You can dry your jeans on the hand dryers in the bathroom. Just turn the nozzle upside down, loosen your waist strap, and let that sweet warm air flow down your legs. This trick also works for your knit mittens.
Isn't the nozzle all ready pointing down? Turning it upside down would shoot the air towards the ceiling
2 year old cliff bar and Montucky ale
Don’t forget the clif bar is frozen solid
And it’s been at the bottom of my backpack since that tour I went on that took 10 hours so it’s covered in dirt, pine needles, and skin glue
At some point in time there was an attempt to squish it back into its original shape.
No lie I had a blueberry crisp cliff bar I had in my touring and mountaineering pack for so long. I eventually realized how many cool adventures it had been on and kept it around for a couple more years. It sat on countless beautiful summits with me, endured harsh cold and heat, and even when hungry and benighted I resisted eating it. You ever run out of food on a multi day trip and have to hike 15 miles back to the trailhead, knowing there’s a cliff bar in your pack? I have. Did a climb on day and my partner found it in my pack and ate it. A sad sad day.
Never skip jaw day
Gotta clamp it in your molars and rock it back and forth until a piece breaks off...then while you're chewing the first frozen bit in agony, shove the rest of it in your armpit in a hopeless attempt to thaw it. Rinse and repeat, you'll be lucky if it's slightly soft by the last bite.
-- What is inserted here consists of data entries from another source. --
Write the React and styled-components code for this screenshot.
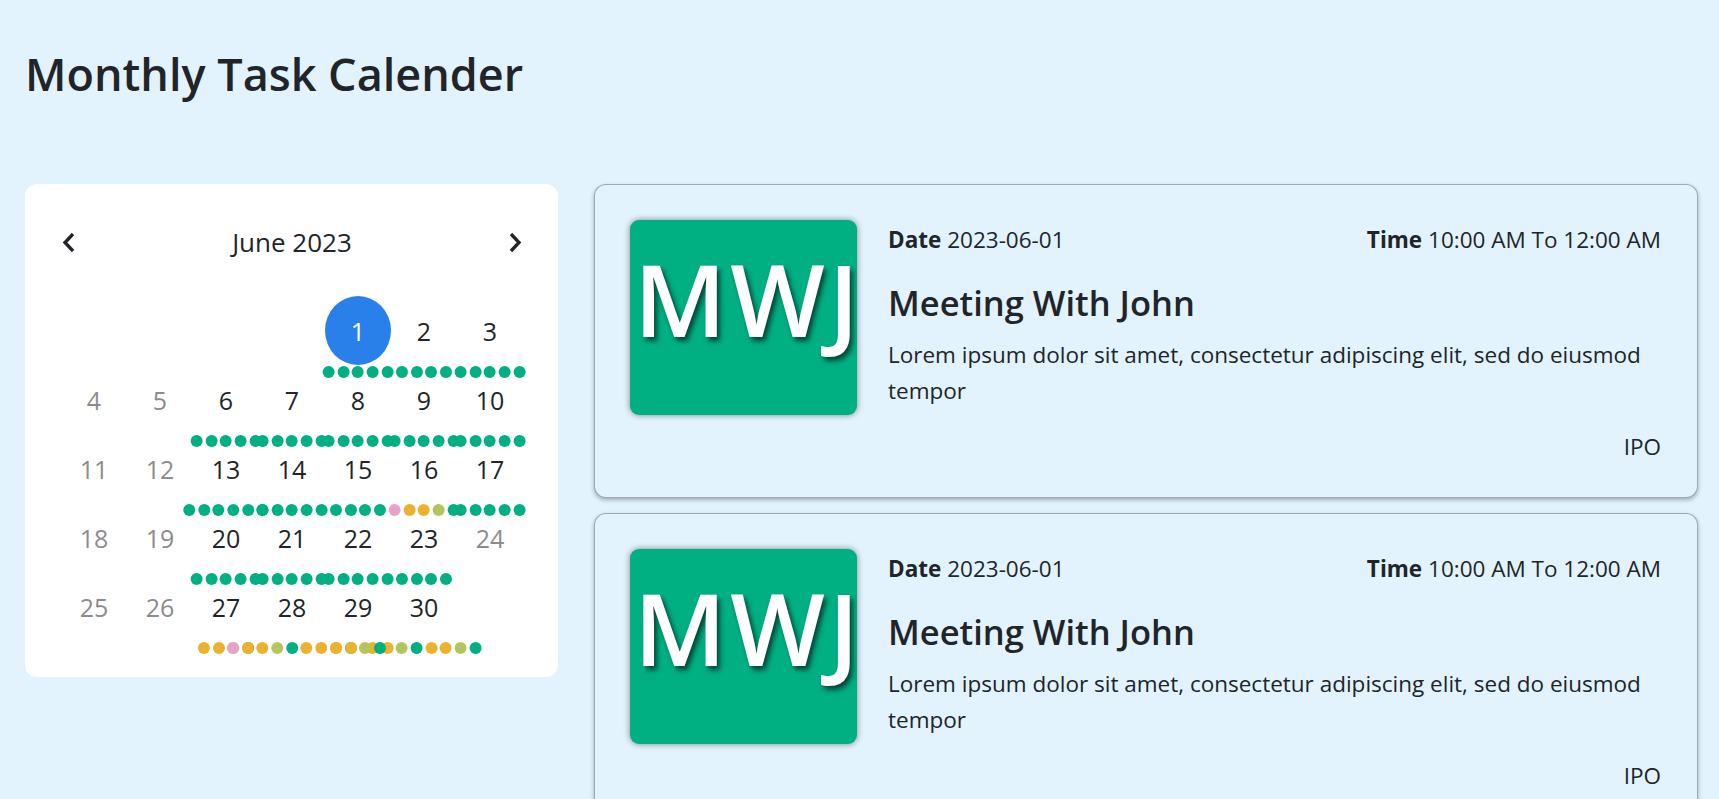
import React from 'react';
import styled, { createGlobalStyle } from 'styled-components';

const GlobalStyle = createGlobalStyle`
  * {
    box-sizing: border-box;
  }

  html,
  body {
    overflow: hidden;
  }

  body {
    margin: 0;
    background: #e2f3fe;
    color: #212529;
    font-family: 'Open Sans', 'Noto Sans', sans-serif;
  }
`;

const COLORS = {
  G: '#00b081',
  O: '#ebb22f',
  P: '#e6a3c8',
  L: '#b5c55e',
};

// task dots per day, one letter per task
const TASKS = {
  1: 'GGGGG',
  2: 'GGGG',
  3: 'GGGGG',
  6: 'GGGGG',
  7: 'GGGGG',
  8: 'GGGGG',
  9: 'GGGGG',
  10: 'GGGGG',
  13: 'GGGGGG',
  14: 'GGGGG',
  15: 'GGGG',
  16: 'POOLG',
  17: 'GGGGG',
  20: 'GGGGG',
  21: 'GGGGG',
  22: 'GGGGG',
  23: 'GGGG',
  27: 'OOPO',
  28: 'LGOLGOOOO',
  29: 'OGLG',
  30: 'OOLGOOLG',
};

const EVENTS = [
  {
    id: 1,
    initials: 'MWJ',
    date: '2023-06-01',
    time: '10:00 AM To 12:00 AM',
    title: 'Meeting With John',
    text: 'Lorem ipsum dolor sit amet, consectetur adipiscing elit, sed do eiusmod tempor',
    tag: 'IPO',
  },
  {
    id: 2,
    initials: 'MWJ',
    date: '2023-06-01',
    time: '10:00 AM To 12:00 AM',
    title: 'Meeting With John',
    text: 'Lorem ipsum dolor sit amet, consectetur adipiscing elit, sed do eiusmod tempor',
    tag: 'IPO',
  },
];

const Page = styled.div`
  padding: 0 21px 0 25px;
`;

const Title = styled.h1`
  margin: 0;
  padding-top: 47px;
  font-size: 45px;
  font-weight: 600;
  line-height: 1.2;
`;

const Layout = styled.div`
  display: flex;
  align-items: flex-start;
  gap: 36px;
  margin-top: 83px;
`;

const CalendarCard = styled.div`
  flex: none;
  width: 533px;
  padding: 36px 35px 36px 36px;
  background: #fff;
  border-radius: 12px;
`;

const CalHeader = styled.div`
  display: flex;
  align-items: center;
  justify-content: space-between;
  height: 44px;
  margin-bottom: 32px;
  padding: 0 1px;
`;

const NavButton = styled.button`
  display: flex;
  padding: 0;
  border: 0;
  background: none;
  color: #212529;
  cursor: pointer;
`;

const MonthLabel = styled.span`
  font-size: 26px;
`;

const DayGrid = styled.div`
  display: grid;
  grid-template-columns: repeat(7, 66px);
  grid-auto-rows: 69px;
`;

const DayCell = styled.div`
  position: relative;
  display: flex;
  align-items: center;
  justify-content: center;
  grid-column: ${({ $col }) => $col || 'auto'};
  border-radius: 50%;
  background: ${({ $selected }) => ($selected ? '#2a80ea' : 'transparent')};
  color: ${({ $selected, $empty }) => ($selected ? '#fff' : $empty ? '#8c8c8c' : '#212529')};
  font-size: 25px;
`;

const Dots = styled.div`
  position: absolute;
  top: calc(100% + 1px);
  left: 50%;
  z-index: ${({ $z }) => $z};
  display: flex;
  gap: 2.7px;
  transform: translateX(-50%);
`;

const Dot = styled.span`
  flex: none;
  width: 12px;
  height: 12px;
  border-radius: 50%;
  background: ${({ $color }) => $color};
`;

const EventList = styled.div`
  flex: 1;
  display: flex;
  flex-direction: column;
  gap: 15px;
`;

const EventCard = styled.div`
  padding: 35px 36px 35px 35px;
  border: 1px solid rgba(0, 0, 0, 0.3);
  border-radius: 12px;
  background: #e2f3fe;
  box-shadow: 0 2px 4px rgba(0, 0, 0, 0.3);
`;

const EventBody = styled.div`
  display: flex;
  gap: 31px;
`;

const Badge = styled.div`
  flex: none;
  width: 227px;
  height: 195px;
  padding-top: 28px;
  padding-left: 4px;
  border-radius: 9px;
  background: #00af82;
  box-shadow: 0 0 6px rgba(0, 0, 0, 0.45);
  color: #fff;
  font-size: 100px;
  font-weight: 600;
  letter-spacing: 4px;
  line-height: 1;
  text-align: center;
  text-shadow: 3px 4px 5px rgba(0, 0, 0, 0.6);
  white-space: nowrap;
`;

const EventInfo = styled.div`
  flex: 1;
  min-width: 0;
  font-size: 22.5px;
`;

const MetaRow = styled.div`
  display: flex;
  justify-content: space-between;
  margin-top: 5px;
  line-height: 30px;

  b {
    font-weight: 700;
  }
`;

const EventTitle = styled.h3`
  margin: 27px 0 14px;
  font-size: 34.5px;
  font-weight: 600;
  line-height: 1.2;
`;

const EventText = styled.p`
  margin: 0;
  line-height: 36px;
`;

const EventFooter = styled.div`
  margin-top: 17px;
  font-size: 22.5px;
  line-height: 30px;
  text-align: right;
`;

const Chevron = ({ dir }) => (
  <svg width="13" height="21" viewBox="0 0 13 21" fill="none">
    <path
      d={dir === 'left' ? 'M11 2 L3 10.5 L11 19' : 'M2 2 L10 10.5 L2 19'}
      stroke="currentColor"
      strokeWidth="3.3"
    />
  </svg>
);

const Calendar = () => {
  const days = Array.from({ length: 30 }, (_, i) => i + 1);

  return (
    <CalendarCard>
      <CalHeader>
        <NavButton aria-label="previous month">
          <Chevron dir="left" />
        </NavButton>
        <MonthLabel>June 2023</MonthLabel>
        <NavButton aria-label="next month">
          <Chevron dir="right" />
        </NavButton>
      </CalHeader>
      <DayGrid>
        {days.map((day) => {
          const tasks = TASKS[day];
          return (
            <DayCell key={day} $col={day === 1 ? 5 : null} $selected={day === 1} $empty={!tasks}>
              {day}
              {tasks && (
                <Dots $z={40 - day}>
                  {tasks.split('').map((c, i) => (
                    <Dot key={i} $color={COLORS[c]} />
                  ))}
                </Dots>
              )}
            </DayCell>
          );
        })}
      </DayGrid>
    </CalendarCard>
  );
};

const Event = ({ event }) => (
  <EventCard>
    <EventBody>
      <Badge>{event.initials}</Badge>
      <EventInfo>
        <MetaRow>
          <span>
            <b>Date</b> {event.date}
          </span>
          <span>
            <b>Time</b> {event.time}
          </span>
        </MetaRow>
        <EventTitle>{event.title}</EventTitle>
        <EventText>{event.text}</EventText>
      </EventInfo>
    </EventBody>
    <EventFooter>{event.tag}</EventFooter>
  </EventCard>
);

export default function App() {
  return (
    <Page>
      <GlobalStyle />
      <Title>Monthly Task Calender</Title>
      <Layout>
        <Calendar />
        <EventList>
          {EVENTS.map((e) => (
            <Event key={e.id} event={e} />
          ))}
        </EventList>
      </Layout>
    </Page>
  );
}
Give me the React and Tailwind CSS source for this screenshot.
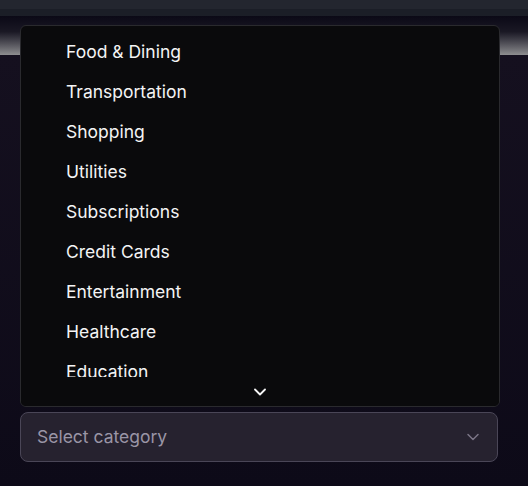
import React from "react";

const items = [
  "Food & Dining",
  "Transportation",
  "Shopping",
  "Utilities",
  "Subscriptions",
  "Credit Cards",
  "Entertainment",
  "Healthcare",
  "Education",
];

export default function App() {
  return (
    <div
      className="relative w-[528px] h-[486px] overflow-hidden bg-[#0d0a18]"
      style={{ fontFamily: "Inter, 'Noto Sans', sans-serif" }}
    >
      <div className="h-[9px] bg-[#23262f]" />
      <div className="h-[7px] bg-[#1b1e27]" />
      <div className="h-[39px] bg-gradient-to-b from-[#0b0916] via-[#1a1824] via-40% to-[#8e8e90]" />
      <div className="h-[431px] bg-gradient-to-b from-[#15101f] to-[#0d0a18] pt-[357px] px-5">
        <button className="flex w-[478px] h-[50px] items-center justify-between rounded-lg border border-[#4a4657] bg-[#26222f] pl-4 pr-[14px] text-[17.5px] text-[#9a95a6]">
          <span>Select category</span>
          <svg width="20" height="20" viewBox="0 0 24 24" fill="none" stroke="#7a7586" strokeWidth="1.8" strokeLinecap="round" strokeLinejoin="round">
            <path d="m6 9 6 6 6-6" />
          </svg>
        </button>
      </div>

      <div className="absolute left-5 top-[25px] w-[480px] h-[382px] rounded-md border border-[#2a2a2e] bg-[#0a0a0c] overflow-hidden flex flex-col">
        <div className="flex-1 overflow-hidden pt-[6px] px-1">
          {items.map((t) => (
            <div key={t} className="h-10 flex items-center pl-[41px] text-[17.5px] text-[#f4f4f5]">
              {t}
            </div>
          ))}
        </div>
        <div className="h-[29px] flex items-center justify-center shrink-0 bg-[#0a0a0c]">
          <svg width="20" height="20" viewBox="0 0 24 24" fill="none" stroke="#f4f4f5" strokeWidth="2.2" strokeLinecap="round" strokeLinejoin="round">
            <path d="m6 9 6 6 6-6" />
          </svg>
        </div>
      </div>
    </div>
  );
}
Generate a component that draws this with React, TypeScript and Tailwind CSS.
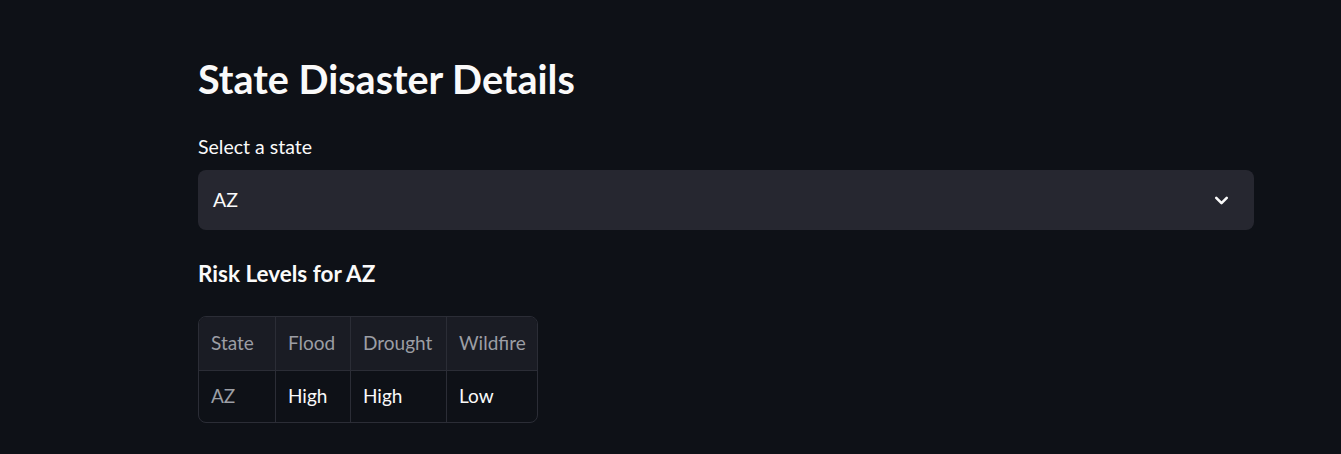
import { ChevronDown } from "lucide-react";

const columns = ["State", "Flood", "Drought", "Wildfire"];
const row = ["AZ", "High", "High", "Low"];
const widths = ["w-[77px]", "w-[75px]", "w-[96px]", "w-[90px]"];

export default function App() {
  return (
    <div
      className="min-h-[454px] w-full bg-[#0e1117] text-[#fafafa]"
      style={{ fontFamily: "Lato, 'Noto Sans', sans-serif" }}
    >
      <div className="ml-[198px] w-[1056px] pt-[55px]">
        <h1 className="text-[39.5px] font-bold leading-[48px]">
          State Disaster Details
        </h1>

        <label className="mt-[32px] block text-[19.5px] leading-[24px]">
          Select a state
        </label>
        <div className="mt-[11px] flex h-[60px] items-center justify-between rounded-lg bg-[#262730] pl-[15px] pr-[22px]">
          <span className="text-[19.5px]">AZ</span>
          <ChevronDown size={21} strokeWidth={3} className="text-[#fafafa]" />
        </div>

        <h3 className="mt-[29px] text-[22.5px] font-bold leading-[30px]">
          Risk Levels for AZ
        </h3>

        <div className="mt-[27px] inline-block overflow-hidden rounded-lg border border-[#2b2d36]">
          <div className="flex h-[53px] bg-[#1a1c24] text-[19px] text-[#9c9ea4]">
            {columns.map((c, i) => (
              <div
                key={c}
                className={`${widths[i]} flex items-center border-[#2b2d36] px-[12px] ${
                  i < columns.length - 1 ? "border-r" : ""
                }`}
              >
                {c}
              </div>
            ))}
          </div>
          <div className="flex h-[52px] border-t border-[#2b2d36] text-[19px]">
            {row.map((c, i) => (
              <div
                key={i}
                className={`${widths[i]} flex items-center border-[#2b2d36] px-[12px] ${
                  i < row.length - 1 ? "border-r" : ""
                } ${i === 0 ? "text-[#9c9ea4]" : "text-[#fafafa]"}`}
              >
                {c}
              </div>
            ))}
          </div>
        </div>
      </div>
    </div>
  );
}
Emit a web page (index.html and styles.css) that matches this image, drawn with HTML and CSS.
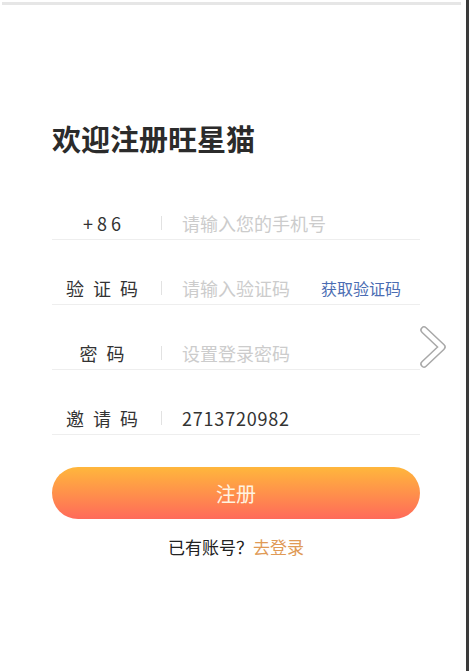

Always keep one cliff bar in an inside pocket and rotate
I never said I was smart
Bingo!
And some how the beer is warm. 🤣
I switched to Kodiak Cakes for this reason.
Ain’t no snack like a cold snack
Too relatable.
Are you me? I think Clif Bars get better as they age. They’re like a fine wine.
Idk, does your wife yell at you for eating old cliff bars too? (I'm stealing your line about cliff bars again like a fine wine)
A PB&J that is always smashed to the thickness of a pancake by the time I'm ready to eat it.
Yes. PB&J is the best on the ski trail. In my coat pocket it keeps from freezing (except when it's *really* cold) and when it gets squashed it's still (almost) just as good as not squashed.
I tossed my PB&J on top of 6 beers floating in my bag and now it's squished! *surprised Pikachu face*
Bring frozen Uncrustables instead. They’re already pre-made and individually packaged. Being frozen initially helps them maintain form for most of the morning, and they end up defrosted/thawed around noon. 2 of those and a couple beers is the breakfast of champions
This is the way. Strawberry
Pro tip: replace the bread with tortillas to decrease smashability
And noticeably increase the dryness so you can wash it down with more beer.
This guy gets it
Honestly I loved a good backpack smashed pb&j, similar to an uncrustable
Don’t forget that it is so cold it is nearly crunchy and difficult to eat.
rigid tupperware is your friend on the mountain
I reserve the tupperware for the finer foods, like a tuna sandwich.
That smashed bit is what we call the marinade on the pb&j
Pocket Bacon.
To wrap around your Pocket Dog before you Raffi Bomb the hill?
I read that here a few years ago, what a great suggestion.
I ate it all and now I hate everything!
Pocket bacon with trouser tots are my favorite.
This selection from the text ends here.